--- Input data ---

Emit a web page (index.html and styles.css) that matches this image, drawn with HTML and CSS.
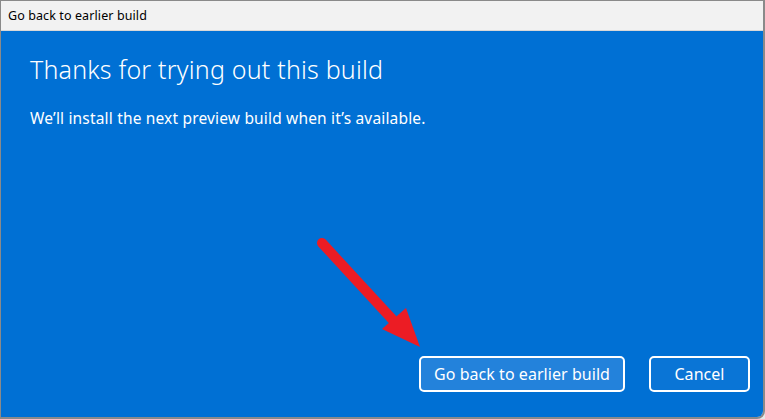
FILE: index.html
```html
<!DOCTYPE html>
<html>
<head>
<meta charset="utf-8">
<link rel="stylesheet" href="styles.css">
</head>
<body>
<div class="window">
  <div class="titlebar">Go back to earlier build</div>
  <div class="content">
    <div class="text">
      <h1 class="heading">Thanks for trying out this build</h1>
      <p class="sub">We’ll install the next preview build when it’s available.</p>
    </div>
    <div class="actions">
      <button class="btn btn-primary">Go back to earlier build</button>
      <button class="btn">Cancel</button>
    </div>
    <svg class="arrow" width="120" height="120" viewBox="0 0 120 120">
      <line x1="6" y1="8" x2="76" y2="84" stroke="#ec1c24" stroke-width="10" stroke-linecap="round"/>
      <polygon points="66,94 90,73 104,112" fill="#ec1c24"/>
    </svg>
  </div>
</div>
</body>
</html>
```
FILE: styles.css
```css
html, body {
  margin: 0;
  padding: 0;
  background: #e8e8e8;
}
.window {
  width: 765px;
  height: 419px;
  box-sizing: border-box;
  border: 1px solid #8a8a8a;
  border-right-width: 2px;
  border-bottom-width: 2px;
  border-bottom-right-radius: 8px;
  display: flex;
  flex-direction: column;
  overflow: hidden;
  font-family: "Noto Sans", "Open Sans", sans-serif;
}
.titlebar {
  height: 30px;
  box-sizing: border-box;
  background: #f2f2f2;
  border-bottom: 1px solid #d8d8d8;
  color: #000;
  font-size: 12.5px;
  line-height: 29px;
  padding-left: 7px;
  letter-spacing: 0.1px;
}
.content {
  position: relative;
  flex: 1;
  background: #0070d4;
  display: flex;
  flex-direction: column;
  justify-content: space-between;
  padding: 21px 13px 25px 29px;
  color: #fff;
}
.heading {
  margin: 0;
  font-size: 25px;
  font-weight: 300;
  line-height: 34px;
  letter-spacing: 0.2px;
}
.sub {
  margin: 22px 0 0 0;
  font-size: 15.5px;
  line-height: 20px;
  letter-spacing: 0.17px;
}
.actions {
  display: flex;
  justify-content: flex-end;
  gap: 24px;
}
.btn {
  height: 36px;
  box-sizing: border-box;
  border: 2px solid #fff;
  border-radius: 5px;
  background: #0a75d6;
  color: #fff;
  font-family: "Noto Sans", "Open Sans", sans-serif;
  font-size: 16px;
  letter-spacing: 0.05px;
  padding: 0 12px;
  min-width: 101px;
}
.btn-primary {
  width: 206px;
  background: #2382db;
}
.arrow {
  position: absolute;
  left: 315px;
  top: 204px;
}
```
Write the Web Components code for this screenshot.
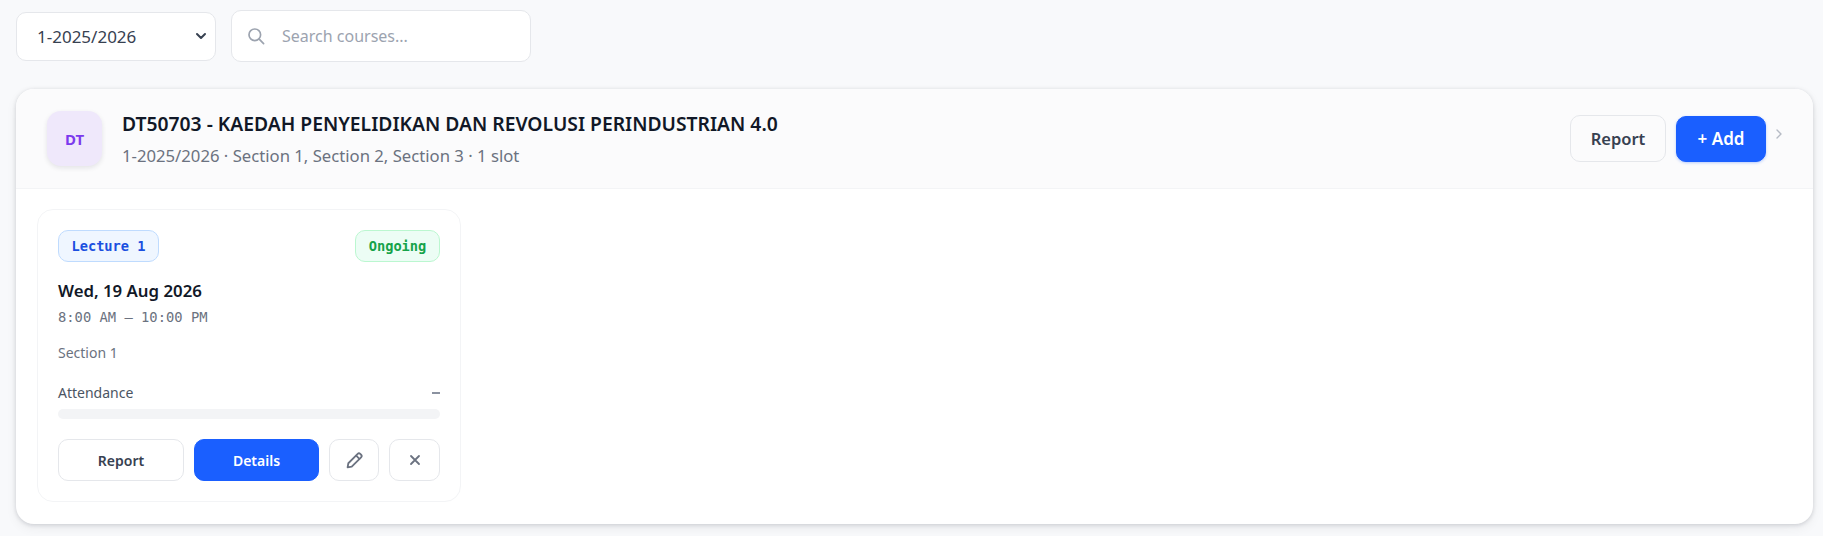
<!DOCTYPE html>
<html lang="en">
<head>
<meta charset="utf-8">
<title>Courses</title>
<style>
  html, body { margin: 0; height: 100%; }
  body {
    background: #f8f9fb;
    color: #111827;
    font-family: "Noto Sans", "Open Sans", sans-serif;
  }
</style>
</head>
<body>
<course-page>
  <course-toolbar slot="toolbar" term="1-2025/2026" placeholder="Search courses..."></course-toolbar>
  <course-panel code="DT" title="DT50703 - KAEDAH PENYELIDIKAN DAN REVOLUSI PERINDUSTRIAN 4.0" meta="1-2025/2026 · Section 1, Section 2, Section 3 · 1 slot">
    <slot-card kind="Lecture 1" status="Ongoing" date="Wed, 19 Aug 2026" time="8:00 AM — 10:00 PM" section="Section 1"></slot-card>
  </course-panel>
</course-page>

<script>
class CoursePage extends HTMLElement {
  constructor() {
    super();
    this.attachShadow({ mode: 'open' }).innerHTML = `
      <style>
        :host { display: block; box-sizing: border-box; padding: 10px 10px 13px 16px; }
        .main { margin-top: 27px; }
      </style>
      <slot name="toolbar"></slot>
      <div class="main"><slot></slot></div>
    `;
  }
}
customElements.define('course-page', CoursePage);

class CourseToolbar extends HTMLElement {
  constructor() {
    super();
    const term = this.getAttribute('term');
    const placeholder = this.getAttribute('placeholder');
    this.attachShadow({ mode: 'open' }).innerHTML = `
      <style>
        :host { display: flex; align-items: center; gap: 15px; }
        .select {
          align-items: center;
          background: #fff;
          border: 1px solid #e5e7eb;
          border-radius: 10px;
          box-sizing: border-box;
          color: #374151;
          display: flex;
          font-size: 17px;
          height: 49px;
          justify-content: space-between;
          padding: 0 6px 0 20px;
          width: 200px;
        }
        .search {
          align-items: center;
          background: #fff;
          border: 1px solid #e5e7eb;
          border-radius: 10px;
          box-sizing: border-box;
          color: #9ca3af;
          display: flex;
          font-size: 16px;
          gap: 17px;
          height: 52px;
          padding: 0 15px;
          width: 300px;
        }
        svg { display: block; flex: none; }
      </style>
      <div class="select">
        <span>${term}</span>
        <svg width="16" height="16" viewBox="0 0 16 16" fill="none" stroke="#374151" stroke-width="2" stroke-linecap="round" stroke-linejoin="round"><path d="M4 6l4 4 4-4"/></svg>
      </div>
      <div class="search">
        <svg width="18" height="18" viewBox="0 0 18 18" fill="none" stroke="#9ca3af" stroke-width="1.7" stroke-linecap="round"><circle cx="7.8" cy="7.8" r="5.8"/><path d="M12.2 12.2l4.4 4.4"/></svg>
        <span>${placeholder}</span>
      </div>
    `;
  }
}
customElements.define('course-toolbar', CourseToolbar);

class UiButton extends HTMLElement {
  constructor() {
    super();
    this.attachShadow({ mode: 'open' }).innerHTML = `
      <style>
        :host {
          align-items: center;
          background: var(--btn-bg, transparent);
          border: 1px solid var(--btn-border, #e5e7eb);
          border-radius: var(--btn-radius, 10px);
          box-sizing: border-box;
          color: var(--btn-color, #374151);
          cursor: pointer;
          display: inline-flex;
          font-size: var(--btn-size, 14px);
          font-weight: 600;
          justify-content: center;
        }
        :host([primary]) {
          background: #1a5fff;
          border-color: #1a5fff;
          color: #fff;
        }
      </style>
      <slot></slot>
    `;
  }
}
customElements.define('ui-button', UiButton);

class CoursePanel extends HTMLElement {
  constructor() {
    super();
    this.attachShadow({ mode: 'open' }).innerHTML = `
      <style>
        :host {
          background: #fff;
          border-radius: 18px;
          box-shadow: 0 1px 4px rgba(17, 24, 39, .16), 0 4px 12px rgba(17, 24, 39, .06);
          display: block;
          overflow: hidden;
        }
        .head {
          align-items: center;
          background: #fbfbfc;
          border-bottom: 1px solid #f3f4f6;
          box-sizing: border-box;
          display: flex;
          height: 100px;
          padding: 0 29px 0 31px;
        }
        .avatar {
          align-items: center;
          background: #efe8fb;
          border-radius: 14px;
          box-shadow: 0 2px 5px rgba(17, 24, 39, .1);
          color: #7c3aed;
          display: flex;
          flex: none;
          font-size: 15px;
          font-weight: 700;
          height: 55px;
          justify-content: center;
          margin-right: 20px;
          width: 55px;
        }
        .text { flex: 1; min-width: 0; padding-top: 2px; }
        h2 { color: #111827; font-size: 19.3px; font-weight: 600; line-height: 26px; margin: 0 0 7px; }
        p { color: #6b7280; font-size: 16.7px; line-height: 24px; margin: 0; }
        .actions { align-items: center; display: flex; gap: 10px; }
        .report { --btn-size: 16.5px; height: 47px; width: 96px; }
        .add { --btn-size: 17px; box-shadow: 0 1px 3px rgba(26, 95, 255, .3); height: 46px; width: 90px; }
        .chev { display: block; margin: -9px 0 0 8px; }
        .body { padding: 20px 21px 22px; }
      </style>
      <div class="head">
        <div class="avatar">${this.getAttribute('code')}</div>
        <div class="text">
          <h2>${this.getAttribute('title')}</h2>
          <p>${this.getAttribute('meta')}</p>
        </div>
        <div class="actions">
          <ui-button class="report">Report</ui-button>
          <ui-button class="add" primary>+ Add</ui-button>
        </div>
        <svg class="chev" width="10" height="12" viewBox="0 0 10 12" fill="none" stroke="#b6bbc5" stroke-width="1.4" stroke-linecap="round" stroke-linejoin="round"><path d="M3 2l4 4-4 4"/></svg>
      </div>
      <div class="body"><slot></slot></div>
    `;
  }
}
customElements.define('course-panel', CoursePanel);

class SlotCard extends HTMLElement {
  constructor() {
    super();
    const attr = (n) => this.getAttribute(n);
    this.attachShadow({ mode: 'open' }).innerHTML = `
      <style>
        :host {
          background: #fff;
          border: 1px solid #f3f4f6;
          border-radius: 16px;
          box-sizing: border-box;
          display: block;
          height: 293px;
          padding: 20px;
          width: 424px;
        }
        .top { align-items: center; display: flex; justify-content: space-between; }
        .pill {
          align-items: center;
          border-radius: 10px;
          box-sizing: border-box;
          display: flex;
          font-family: "DejaVu Sans Mono", "Liberation Mono", monospace;
          font-size: 13.7px;
          font-weight: 700;
          height: 32px;
          justify-content: center;
        }
        .kind { background: #eff6ff; border: 1px solid #bfdbfe; color: #1a4fe0; width: 101px; }
        .status { background: #ecfdf5; border: 1px solid #bbf7d0; color: #16a34a; width: 85px; }
        .date { color: #111827; font-size: 16.8px; font-weight: 600; line-height: 24px; margin-top: 17px; }
        .time { color: #6b7280; font-family: "DejaVu Sans Mono", "Liberation Mono", monospace; font-size: 13.8px; line-height: 20px; margin-top: 4px; }
        .section { color: #6b7280; font-size: 14px; line-height: 20px; margin-top: 16px; }
        .att { align-items: center; color: #4b5563; display: flex; font-size: 14px; justify-content: space-between; line-height: 20px; margin-top: 20px; }
        .dash { background: #8b92a0; display: block; height: 2px; width: 8px; }
        .bar { background: #f3f4f6; border-radius: 5px; height: 10px; margin-top: 6px; }
        .btns { display: grid; gap: 10px; grid-template-columns: 126px 125px 50px 51px; margin-top: 20px; }
        .btns ui-button { height: 42px; }
        svg { display: block; }
      </style>
      <div class="top">
        <span class="pill kind">${attr('kind')}</span>
        <span class="pill status">${attr('status')}</span>
      </div>
      <div class="date">${attr('date')}</div>
      <div class="time">${attr('time')}</div>
      <div class="section">${attr('section')}</div>
      <div class="att"><span>Attendance</span><span class="dash"></span></div>
      <div class="bar"></div>
      <div class="btns">
        <ui-button>Report</ui-button>
        <ui-button primary>Details</ui-button>
        <ui-button aria-label="Edit">
          <svg width="17" height="17" viewBox="0 0 16 16" fill="none" stroke="#6b7280" stroke-width="1.7" stroke-linejoin="round" stroke-linecap="round"><path d="M11 1.8a1.7 1.7 0 0 1 2.4 0l.8.8a1.7 1.7 0 0 1 0 2.4L5.4 13.8 1.5 14.5l.7-3.9z"/><path d="M9.6 3.4l3 3"/></svg>
        </ui-button>
        <ui-button aria-label="Remove">
          <svg width="12" height="12" viewBox="0 0 12 12" fill="none" stroke="#6b7280" stroke-width="1.8" stroke-linecap="round"><path d="M2 2l8 8M10 2l-8 8"/></svg>
        </ui-button>
      </div>
    `;
  }
}
customElements.define('slot-card', SlotCard);
</script>
</body>
</html>
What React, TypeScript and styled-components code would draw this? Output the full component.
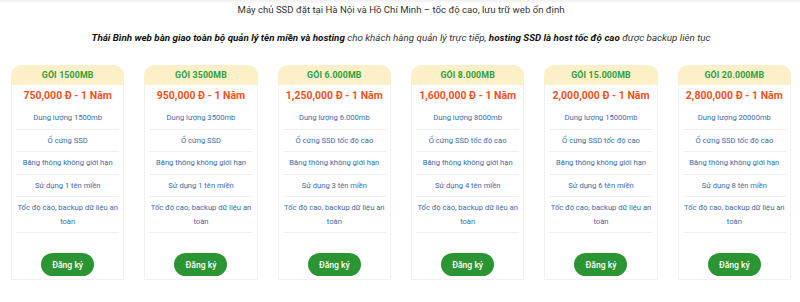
import React from "react";
import styled, { createGlobalStyle } from "styled-components";

const GlobalStyle = createGlobalStyle`
  html, body { margin: 0; padding: 0; background: #ffffff; }
  body { font-family: Roboto, "Noto Sans", Arial, sans-serif; }
  * { box-sizing: border-box; }
`;

const Page = styled.div`
  width: 800px;
  height: 302px;
  overflow: hidden;
  background: linear-gradient(#f0f0f0 0px, #ffffff 4px);
  padding: 2px 9px 0 11px;
`;

const Lead = styled.p`
  margin: 0;
  text-align: center;
  font-size: 9.6px;
  line-height: 16px;
  color: #333333;
`;

const Tagline = styled.p`
  margin: 12px 0 0;
  text-align: center;
  font-size: 9.8px;
  line-height: 16px;
  font-style: italic;
  color: #333333;
  b { font-weight: 700; color: #111111; }
`;

const Grid = styled.div`
  display: grid;
  grid-template-columns: repeat(6, 1fr);
  column-gap: 20px;
  margin-top: 19px;
`;

const Card = styled.div`
  display: flex;
  flex-direction: column;
  height: 215px;
`;

const CardHead = styled.div`
  height: 20px;
  line-height: 20px;
  background: #fcf0c9;
  border-radius: 10px 10px 0 0;
  text-align: center;
  color: #2e9d3b;
  font-weight: 700;
  font-size: 8.8px;
  letter-spacing: 0.15px;
`;

const CardBody = styled.div`
  flex: 1;
  display: flex;
  flex-direction: column;
  border: 1px solid #f1f1f1;
  border-top: none;
  padding: 0 4px;
`;

const Price = styled.div`
  height: 22px;
  line-height: 22px;
  text-align: center;
  color: #f4511e;
  font-weight: 700;
  font-size: 10.5px;
  white-space: nowrap;
`;

const Feature = styled.div`
  padding: 4px 0;
  line-height: 13.5px;
  text-align: center;
  color: #3a6ca6;
  font-size: 7.6px;
  white-space: nowrap;
  border-bottom: 1px solid #efefef;
`;

const Footer = styled.div`
  display: flex;
  justify-content: center;
  padding-top: 20px;
`;

const SignUp = styled.button`
  width: 53px;
  height: 23px;
  border: none;
  border-radius: 12px;
  background: #2b9533;
  color: #ffffff;
  font-family: Roboto, Arial, sans-serif;
  font-weight: 500;
  font-size: 8.6px;
  padding: 0;
  cursor: pointer;
`;

type Plan = { name: string; price: string; size: string; domains: number; ssd: string };

const plans: Plan[] = [
  { name: "GÓI 1500MB", price: "750,000 Đ - 1 Năm", size: "1500mb", domains: 1, ssd: "Ổ cứng SSD" },
  { name: "GÓI 3500MB", price: "950,000 Đ - 1 Năm", size: "3500mb", domains: 1, ssd: "Ổ cứng SSD" },
  { name: "GÓI 6.000MB", price: "1,250,000 Đ - 1 Năm", size: "6.000mb", domains: 3, ssd: "Ổ cứng SSD tốc độ cao" },
  { name: "GÓI 8.000MB", price: "1,600,000 Đ - 1 Năm", size: "8000mb", domains: 4, ssd: "Ổ cứng SSD tốc độ cao" },
  { name: "GÓI 15.000MB", price: "2,000,000 Đ - 1 Năm", size: "15000mb", domains: 6, ssd: "Ổ cứng SSD tốc độ cao" },
  { name: "GÓI 20.000MB", price: "2,800,000 Đ - 1 Năm", size: "20000mb", domains: 8, ssd: "Ổ cứng SSD tốc độ cao" },
];

export default function App() {
  return (
    <>
      <GlobalStyle />
      <Page>
        <Lead>Máy chủ SSD đặt tại Hà Nội và Hồ Chí Minh – tốc độ cao, lưu trữ web ổn định</Lead>
        <Tagline>
          <b>Thái Bình web bàn giao toàn bộ quản lý tên miền và hosting</b> cho khách hàng quản lý trực tiếp,{" "}
          <b>hosting SSD là host tốc độ cao</b> được backup liên tục
        </Tagline>
        <Grid>
          {plans.map((p) => (
            <Card key={p.name}>
              <CardHead>{p.name}</CardHead>
              <CardBody>
                <Price>{p.price}</Price>
                <Feature>Dung lượng {p.size}</Feature>
                <Feature>{p.ssd}</Feature>
                <Feature>Băng thông không giới hạn</Feature>
                <Feature>Sử dụng {p.domains} tên miền</Feature>
                <Feature>
                  Tốc độ cao, backup dữ liệu an
                  <br />
                  toàn
                </Feature>
                <Footer>
                  <SignUp>Đăng ký</SignUp>
                </Footer>
              </CardBody>
            </Card>
          ))}
        </Grid>
      </Page>
    </>
  );
}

---

* **Do this**:
Repeat exactly the lines above, from the line that contains "Write the Web" down through the line that contains "</course-page>". Include both of those lines and none of the pictures.

* **Finished task**:
Write the Web Components code for this screenshot.
<!DOCTYPE html>
<html lang="en">
<head>
<meta charset="utf-8">
<title>Courses</title>
<style>
  html, body { margin: 0; height: 100%; }
  body {
    background: #f8f9fb;
    color: #111827;
    font-family: "Noto Sans", "Open Sans", sans-serif;
  }
</style>
</head>
<body>
<course-page>
  <course-toolbar slot="toolbar" term="1-2025/2026" placeholder="Search courses..."></course-toolbar>
  <course-panel code="DT" title="DT50703 - KAEDAH PENYELIDIKAN DAN REVOLUSI PERINDUSTRIAN 4.0" meta="1-2025/2026 · Section 1, Section 2, Section 3 · 1 slot">
    <slot-card kind="Lecture 1" status="Ongoing" date="Wed, 19 Aug 2026" time="8:00 AM — 10:00 PM" section="Section 1"></slot-card>
  </course-panel>
</course-page>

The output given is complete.